Kurvendiagramm: Reale Emissionen neu zugelassener Pkw in Europa 1995 bis 2015, in Gramm CO₂-Äquivalent pro Kilometer.
Reale Treibhausgasemissionen neu zugelassener Pkw in Europa in Gramm CO2-Äquivalent pro Kilometer. (Grafik: aus der Studie)

Laut den Forschern wäre es für das Klima besser gewesen, wenn die EU-Länder ähnlich wie Japan Hybrid-Pkw (Benzin- plus E-Motor) und zusätzlich Erdgas-Autos statt der Dieselautos gefördert hätten. Dann wäre der Anteil der Diesel-Neufahrzeuge bis 2015 auf unter zwölf Prozent gesunken, der von Hybrid- und Erdgas-Fahrzeugen hingegen auf 39 respektive vier Prozent gestiegen. Die treibhauswirksamen Emissionen lägen dann immerhin um 3,4 Prozent niedriger als in der Realität.

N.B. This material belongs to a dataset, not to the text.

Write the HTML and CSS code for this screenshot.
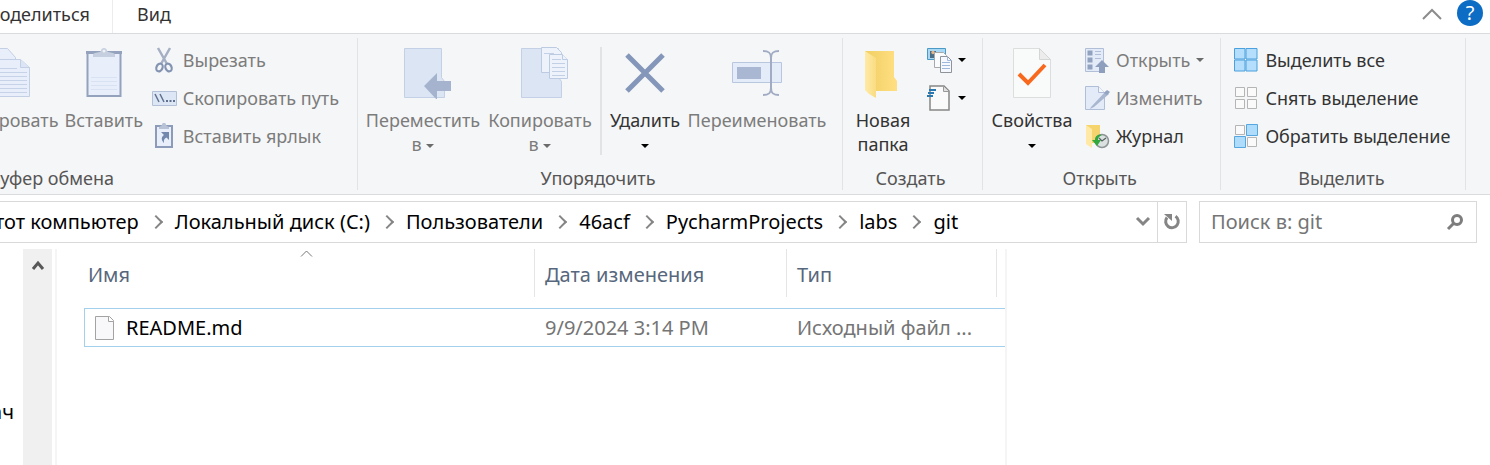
FILE: index.html
```html
<!DOCTYPE html>
<html lang="ru">
<head>
<meta charset="utf-8">
<title>git</title>
<link rel="stylesheet" href="styles.css">
</head>
<body>
<nav class="tabs">
  <button class="tab tab-share">Поделиться</button>
  <button class="tab">Вид</button>
  <div class="tabs-end">
    <button class="plain" aria-label="Свернуть ленту"><svg class="collapse" width="22" height="14" viewBox="0 0 22 14"><path d="M2 12L11 3l9 9" fill="none" stroke="#8c8c8c" stroke-width="2"/></svg></button>
    <button class="help" aria-label="Справка">?</button>
  </div>
</nav>

<div class="ribbon">
  <section class="group group-clip">
    <div class="tools">
      <button class="big off w-copy">
        <svg width="64" height="52" viewBox="0 0 64 52"><g fill="#e9effa" stroke="#c3cfe4"><path d="M10.500 1.500h22l8 9v30h-30z"/><path d="M21.500 12.500h24l9 8v29h-33z"/><path d="M45.500 12.500v8h9" fill="#dbe5f5"/></g><path d="M24 21.500h18M24 25.500h28M24 29.500h28M24 33.500h28M24 37.500h28M24 41.500h28M24 45.500h28" stroke="#c6d2e8"/></svg>
        <span>Копировать</span>
      </button>
      <button class="big off w-paste">
        <svg width="64" height="52" viewBox="0 0 64 52"><path d="M15.500 5h33v44h-33z" fill="#e8effb" stroke="#94a2be" stroke-width="2"/><path d="M19 30.500h26M19 34.500h26M19 38.500h26M19 42.500h26" stroke="#d8e2f3"/><path d="M14 4h36v3H14z" fill="#94a2be"/><path d="M21 7c2-2 7-1 8-3 0-4 6-4 6 0 1 2 6 1 8 3v3H21z" fill="#c6cfdf"/><circle cx="32" cy="4" r="1.500" fill="#eef2f8"/></svg>
        <span>Вставить</span>
      </button>
      <div class="list">
        <button class="small off"><svg width="26" height="26" viewBox="0 0 26 26"><path d="M7 1l9 16M19 1l-9 16" stroke="#a6b0c4" stroke-width="2.500"/><g fill="none" stroke="#8393b2" stroke-width="2.200"><ellipse cx="8.500" cy="20.500" rx="3" ry="4" transform="rotate(25 8.500 20.500)"/><ellipse cx="17.500" cy="20.500" rx="3" ry="4" transform="rotate(-25 17.500 20.500)"/></g></svg>Вырезать</button>
        <button class="small off"><svg width="26" height="26" viewBox="0 0 26 26"><path d="M1.500 6.500h24v14h-24z" fill="#dde6f5" stroke="#b3c0d8"/><path d="M4 9l4 8M9 9l4 8" stroke="#60708f" stroke-width="1.500"/><path d="M15 15h2v2h-2zM18.500 15h2v2h-2zM22 15h2v2h-2z" fill="#60708f"/></svg>Скопировать путь</button>
        <button class="small off"><svg width="26" height="26" viewBox="0 0 26 26"><path d="M5 3h16v21H5z" fill="#e8effb" stroke="#8b9bb9" stroke-width="2"/><path d="M8 4c1-1 3-1 3-2 0-3 4-3 4 0 0 1 2 1 3 2v2H8z" fill="#b7c2d6"/><path d="M10 9h8v8l-2.500-2.500C13 16 12.500 17 13 20c-3-3-3-6 0-8z" fill="#7288ac"/></svg>Вставить ярлык</button>
      </div>
    </div>
    <h2>Буфер обмена</h2>
  </section>

  <section class="group group-org">
    <div class="tools">
      <button class="big off w-move">
        <svg width="64" height="52" viewBox="0 0 64 52"><path d="M13.500 1.500h37v29l3 4v16h-40z" fill="#dbe5f3" stroke="#c3d0e5"/><path d="M33 39l13-13v8h14v10H46v9z" fill="#a5b3ce"/></svg>
        <span>Переместить<br>в <i class="drop"></i></span>
      </button>
      <button class="big off w-copyto">
        <svg width="64" height="52" viewBox="0 0 64 52"><path d="M13.500 1.500h37v29l3 4v16h-40z" fill="#dbe5f3" stroke="#c3d0e5"/><g fill="#edf2fb" stroke="#bccae2"><path d="M33.500.500h15l5 5v20h-20z"/><path d="M41.500 7.500h13l5 5v19h-18z"/><path d="M54.500 7.500v5h5"/></g><path d="M44 12.500h9M44 16.500h13M44 20.500h13M44 24.500h13M44 28.500h13M36 6.500h10" stroke="#c3cfe5"/></svg>
        <span>Копировать<br>в <i class="drop"></i></span>
      </button>
      <div class="sep"></div>
      <button class="big w-del">
        <svg width="64" height="52" viewBox="0 0 64 52"><path d="M14 8l36 36M50 8L14 44" stroke="#8496b9" stroke-width="5"/></svg>
        <span>Удалить<br><i class="drop"></i></span>
      </button>
      <button class="big off w-ren">
        <svg width="64" height="52" viewBox="0 0 64 52"><path d="M7.500 15.500h49v20h-49z" fill="#e4ecfa" stroke="#b9c6e0"/><path d="M12 20h24v12H12z" fill="#a9b7d2"/><path d="M38 4c6 0 8 2 8 7v30c0 5-2 7-8 7M54 4c-6 0-8 2-8 7v30c0 5 2 7 8 7" fill="none" stroke="#a1acc4" stroke-width="2"/></svg>
        <span>Переименовать</span>
      </button>
    </div>
    <h2>Упорядочить</h2>
  </section>

  <section class="group group-new">
    <div class="tools">
      <button class="big w-folder">
        <svg width="64" height="52" viewBox="0 0 64 52"><defs><linearGradient id="fold" x1="0" x2="1"><stop offset="0" stop-color="#f0cf62"/><stop offset="1" stop-color="#ffdf83"/></linearGradient><linearGradient id="flap" x1="0" x2="1"><stop offset="0" stop-color="#ffeaa6"/><stop offset="1" stop-color="#f9dc83"/></linearGradient></defs><path d="M14 4h29v26l3 4v10H20z" fill="url(#fold)"/><path d="M14 4l11 7v40l-7-4-4-4z" fill="url(#flap)"/></svg>
        <span>Новая<br>папка</span>
      </button>
      <div class="list">
        <button class="small" aria-label="Создать элемент"><svg width="26" height="26" viewBox="0 0 26 26"><path d="M1.500 1.500h18v11h-18z" fill="#a9d8f4" stroke="#4b9ac6"/><path d="M4 4h6v7H4z" fill="#4b6d86"/><circle cx="7" cy="5.500" r="1.700" fill="#e2b58a"/><path d="M8.500 5.500h9l3 3v12h-12z" fill="#fafbfc" stroke="#a7a9ab"/><path d="M14.500 9.500h7l4 4v12h-11z" fill="#f5f8fe" stroke="#8f949b"/><path d="M21.500 9.500v4h4M16 15.500h8M16 18.500h8M16 21.500h8" stroke="#9fb7da" fill="none"/></svg><i class="drop"></i></button>
        <button class="small" aria-label="Простой доступ"><svg width="26" height="26" viewBox="0 0 26 26"><path d="M4 1h14l5 5v19H4z" fill="#fafafa" stroke="#868686" stroke-width="1.500"/><path d="M17.500 1.500v5H23" fill="#e0e0e0" stroke="#999"/><path d="M3 5h7M2 8h6M1 11h6" stroke="#2b78b0" stroke-width="1.800"/></svg><i class="drop"></i></button>
      </div>
    </div>
    <h2>Создать</h2>
  </section>

  <section class="group group-open">
    <div class="tools">
      <button class="big w-prop">
        <svg width="64" height="52" viewBox="0 0 64 52"><path d="M13.500 1.500h26l11 11v38h-37z" fill="#f9fafa" stroke="#dcdddd"/><path d="M39.500 1.500v11h11z" fill="#ececec" stroke="#d4d5d5"/><path d="M19 27l9 9 17-18" fill="none" stroke="#f8691d" stroke-width="4"/></svg>
        <span>Свойства<br><i class="drop"></i></span>
      </button>
      <div class="list">
        <button class="small off"><svg width="26" height="26" viewBox="0 0 26 26"><path d="M1.500 1.500h18v23h-18z" fill="#e3ebf8" stroke="#b0bed8"/><path d="M3.500 3.500h5v5h-5zM3.500 10.500h5v5h-5zM3.500 17.500h5v5h-5z" fill="#91a2c0"/><path d="M11 4.500h6M11 7.500h6M11 11.500h6" stroke="#b0bed8"/><path d="M18 13l7 7h-4v6h-6v-6h-4z" fill="#8d9fbd"/></svg>Открыть<i class="drop"></i></button>
        <button class="small off"><svg width="26" height="26" viewBox="0 0 26 26"><path d="M1.500 1.500h13l6 6v17h-19z" fill="#e3ebf8" stroke="#b0bed8"/><path d="M14.500 1.500v6h6" fill="#f4f7fc" stroke="#b0bed8"/><path d="M7 22L22 6l3 3L10 22l-4 2z" fill="#a8b6d0"/><path d="M20 8l3-3 3 2-3 3z" fill="#94a4c0"/></svg>Изменить</button>
        <button class="small"><svg width="26" height="26" viewBox="0 0 26 26"><path d="M2 2h14v18H4z" fill="#f5d36d"/><path d="M2 2l6 4v19l-6-4z" fill="#ffe9a4"/><circle cx="18" cy="18" r="6.500" fill="#dbe0e0" stroke="#8d9494" stroke-width="1.500"/><path d="M15 15l3 3 4-3" fill="none" stroke="#586161" stroke-width="1.300"/><path d="M18 12c-5-1-7 2-7 5H8l5 6 4-6h-3c0-2 1-4 4-5z" fill="#31a83e"/></svg>Журнал</button>
      </div>
    </div>
    <h2>Открыть</h2>
  </section>

  <section class="group group-select">
    <div class="tools">
      <div class="list">
        <button class="small"><svg width="26" height="26" viewBox="0 0 26 26"><path d="M1.500 1.500h10.500v10.500H1.500zM13 1.500h11v10.500H13zM1.500 13H12v11H1.500zM13 13h11v11H13z" fill="#b4defb" stroke="#4ba0de"/></svg>Выделить все</button>
        <button class="small"><svg width="26" height="26" viewBox="0 0 26 26"><path d="M2.500 2.500h9v9h-9zM14.500 2.500h9v9h-9zM2.500 14.500h9v9h-9zM14.500 14.500h9v9h-9z" fill="#fafafa" stroke="#b5b5b5"/></svg>Снять выделение</button>
        <button class="small"><svg width="26" height="26" viewBox="0 0 26 26"><path d="M2.500 2.500h9v9h-9zM14.500 14.500h9v9h-9z" fill="#fafafa" stroke="#b5b5b5"/><path d="M13.500 1.500h11v11h-11zM1.500 13.500h11v11h-11z" fill="#b0dcfb" stroke="#56a7e0"/></svg>Обратить выделение</button>
      </div>
    </div>
    <h2>Выделить</h2>
  </section>
</div>

<div class="location">
  <div class="address">
    <ol class="crumbs">
      <li><a href="#">Этот компьютер</a></li>
      <li><a href="#">Локальный диск (C:)</a></li>
      <li><a href="#">Пользователи</a></li>
      <li><a href="#">46acf</a></li>
      <li><a href="#">PycharmProjects</a></li>
      <li><a href="#">labs</a></li>
      <li><a href="#">git</a></li>
    </ol>
    <button class="plain history" aria-label="Предыдущие расположения"><svg width="16" height="12" viewBox="0 0 16 12"><path d="M2 2l6 6 6-6" fill="none" stroke="#858585" stroke-width="3"/></svg></button>
    <button class="plain refresh" aria-label="Обновить"><svg width="18" height="20" viewBox="0 0 18 20"><path d="M12.500 4.200A6.300 6.300 0 1 1 4 5.500" fill="none" stroke="#858585" stroke-width="3"/><path d="M1 2h8v7z" fill="#858585"/></svg></button>
  </div>
  <label class="search">
    <input type="search" placeholder="Поиск в: git" aria-label="Поиск в: git">
    <svg width="18" height="18" viewBox="0 0 18 18"><circle cx="11" cy="7" r="4.500" fill="none" stroke="#7d7d7d" stroke-width="3"/><path d="M8 10l-6 6" stroke="#7d7d7d" stroke-width="3"/></svg>
  </label>
</div>

<main class="content">
  <aside class="tree"><a href="#">ач</a></aside>
  <div class="scroll"><button class="plain" aria-label="Прокрутить вверх"><svg width="14" height="12" viewBox="0 0 14 12"><path d="M2 10l5-6 5 6" fill="none" stroke="#585858" stroke-width="3"/></svg></button></div>
  <div class="files">
    <table>
      <thead>
        <tr>
          <th class="c-name"><div>Имя<svg class="sort" width="13" height="7" viewBox="0 0 13 7"><path d="M1 6.500l5.500-5.500L12 6.500" fill="none" stroke="#777"/></svg></div></th>
          <th class="c-date"><div>Дата изменения</div></th>
          <th class="c-type"><div>Тип</div></th>
        </tr>
      </thead>
      <tbody>
        <tr>
          <td class="name"><div><svg width="20" height="26" viewBox="0 0 20 26"><path d="M.500 1.500h14l4 4v19H.500z" fill="#f8f8fa" stroke="#a3a3a3"/><path d="M13.500 1.500v5h5" fill="#fff" stroke="#a3a3a3"/></svg>README.md</div></td>
          <td>9/9/2024 3:14 PM</td>
          <td>Исходный файл ...</td>
        </tr>
      </tbody>
    </table>
  </div>
</main>
</body>
</html>
```
FILE: styles.css
```css
* { box-sizing: border-box; }

body {
  margin: 0;
  height: 100vh;
  display: flex;
  flex-direction: column;
  overflow: hidden;
  background: #fff;
  color: #000;
  font: 18px/26px "Noto Sans", "Open Sans", sans-serif;
}

button {
  border: 0;
  padding: 0;
  background: none;
  color: inherit;
  font: inherit;
}

a { color: inherit; text-decoration: none; }
svg { display: block; flex: none; }
.plain { display: flex; align-items: center; justify-content: center; }

.tabs {
  display: flex;
  height: 34px;
  border-bottom: 1px solid #dadbdc;
  color: #333;
}
.tab { padding: 0 24px 6px; }
.tab-share {
  display: flex;
  justify-content: flex-end;
  align-items: center;
  width: 113px;
  padding: 0 22px 6px 0;
  border-right: 1px solid #ececec;
}
.tabs-end {
  display: flex;
  gap: 14px;
  margin-left: auto;
  padding-right: 7px;
}
.tabs-end .plain { height: 28px; }
.help {
  width: 26px;
  height: 26px;
  border-radius: 50%;
  background: #0d6cc4;
  color: #fff;
  font-size: 20px;
}

.ribbon {
  display: flex;
  padding: 4px 0;
  background: #f5f6f7;
  border-bottom: 1px solid #dadbdc;
  color: #333;
}
.group {
  display: flex;
  flex-direction: column;
  flex: none;
  height: 152px;
  border-right: 1px solid #e2e3e4;
}
.group h2 {
  margin: auto 0 0;
  padding-right: 4px;
  color: #555;
  font-size: 18px;
  font-weight: 400;
  line-height: 24px;
  text-align: center;
}
.tools { display: flex; padding: 9px 0 0 7px; }
.group-clip { width: 358px; overflow: hidden; }
.group-clip .tools { justify-content: flex-end; padding-right: 18px; }
.group-clip h2 { padding-right: 243px; text-align: right; white-space: nowrap; direction: rtl; }
.group-org .tools { padding-left: 4px; padding-right: 12px; }
.group-new .tools { padding-right: 16px; }
.group-open .tools { padding-right: 16px; }
.group-select .tools { padding-left: 12px; padding-right: 15px; }

.big {
  display: flex;
  flex: none;
  flex-direction: column;
  align-items: center;
  gap: 9px;
  line-height: 24px;
  white-space: nowrap;
}
.off { color: #7c7c7c; }
.w-copy { width: 108px; }
.w-paste { width: 86px; }
.w-move { width: 122px; }
.w-copyto { width: 112px; }
.w-del { width: 78px; }
.w-ren { width: 146px; }
.w-folder { width: 66px; }
.w-prop { width: 84px; }
.sep { width: 2px; height: 108px; margin: 0 4px; background: #e2e3e4; }

.list { display: flex; flex-direction: column; gap: 12px; margin-left: 10px; }
.group-clip .list { width: 208px; margin-left: 4px; }
.group-select .list { margin-left: 0; }
.small {
  display: flex;
  align-items: center;
  gap: 6px;
  height: 26px;
  white-space: nowrap;
}
.drop {
  display: inline-block;
  border: 4px solid transparent;
  border-top-color: #000;
  border-bottom: 0;
  vertical-align: middle;
}
.off .drop { border-top-color: #6b6b6b; }

.location {
  display: flex;
  gap: 12px;
  padding: 6px 13px 6px 0;
  font-size: 20px;
}
.address, .search {
  display: flex;
  height: 42px;
  border: 1px solid #d9d9d9;
}
.address { flex: 1; border-left: 0; overflow: hidden; }
.crumbs {
  display: flex;
  flex: 1;
  align-items: center;
  margin: 0 0 0 -18px;
  padding: 0;
  list-style: none;
  white-space: nowrap;
}
.crumbs li { display: flex; align-items: center; }
.crumbs li + li::before {
  content: "";
  width: 8px;
  height: 8px;
  margin: 0 14px 0 12px;
  border: solid #858585;
  border-width: 2px 2px 0 0;
  transform: rotate(45deg);
}
.history { width: 28px; }
.refresh { width: 29px; border-left: 1px solid #d9d9d9; }
.search { align-items: center; width: 278px; padding: 0 12px 0 11px; }
.search input {
  flex: 1;
  min-width: 0;
  padding: 0;
  border: 0;
  outline: 0;
  background: none;
  font: inherit;
}
.search input::placeholder { color: #757575; opacity: 1; }

.content { display: flex; flex: 1; min-height: 0; font-size: 20px; }
.tree {
  display: flex;
  justify-content: flex-end;
  width: 23px;
  padding: 150px 9px 0 0;
  overflow: hidden;
}
.scroll { width: 29px; background: #f0f0f0; }
.scroll .plain { width: 100%; height: 32px; }
.files {
  margin-left: 3px;
  padding-left: 27px;
  border: solid #f5f5f5;
  border-width: 0 2px;
}
table { border-collapse: separate; border-spacing: 0; table-layout: fixed; width: 921px; }
th { padding: 0 0 11px; font-weight: 400; text-align: left; color: #57677c; }
th div {
  position: relative;
  height: 48px;
  padding: 13px 0 0 10px;
  border-right: 1px solid #e5e5e5;
}
.c-name { width: 451px; }
.c-name div { padding-left: 4px; }
.c-date { width: 252px; }
.c-type div { margin-right: 8px; }
.sort { position: absolute; top: 1px; left: 50%; margin-left: -9px; }
td {
  height: 39px;
  padding: 0 0 0 10px;
  border: solid #a3d0ec;
  border-width: 1px 0;
  color: #757575;
}
td.name { border-left-width: 1px; color: #000; }
td.name div { display: flex; align-items: center; gap: 11px; }
```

Fazit der Experten: Um die aus Klimaschutz-Gründen notwendigen radikalen Emissionsminderungen zu erreichen, muss künftig entweder der Gesamtbestand der Autos reduziert werden oder es müssen die Emissionswerte stark abgesenkt werden. Und zwar die realen, nicht die auf dem Papier.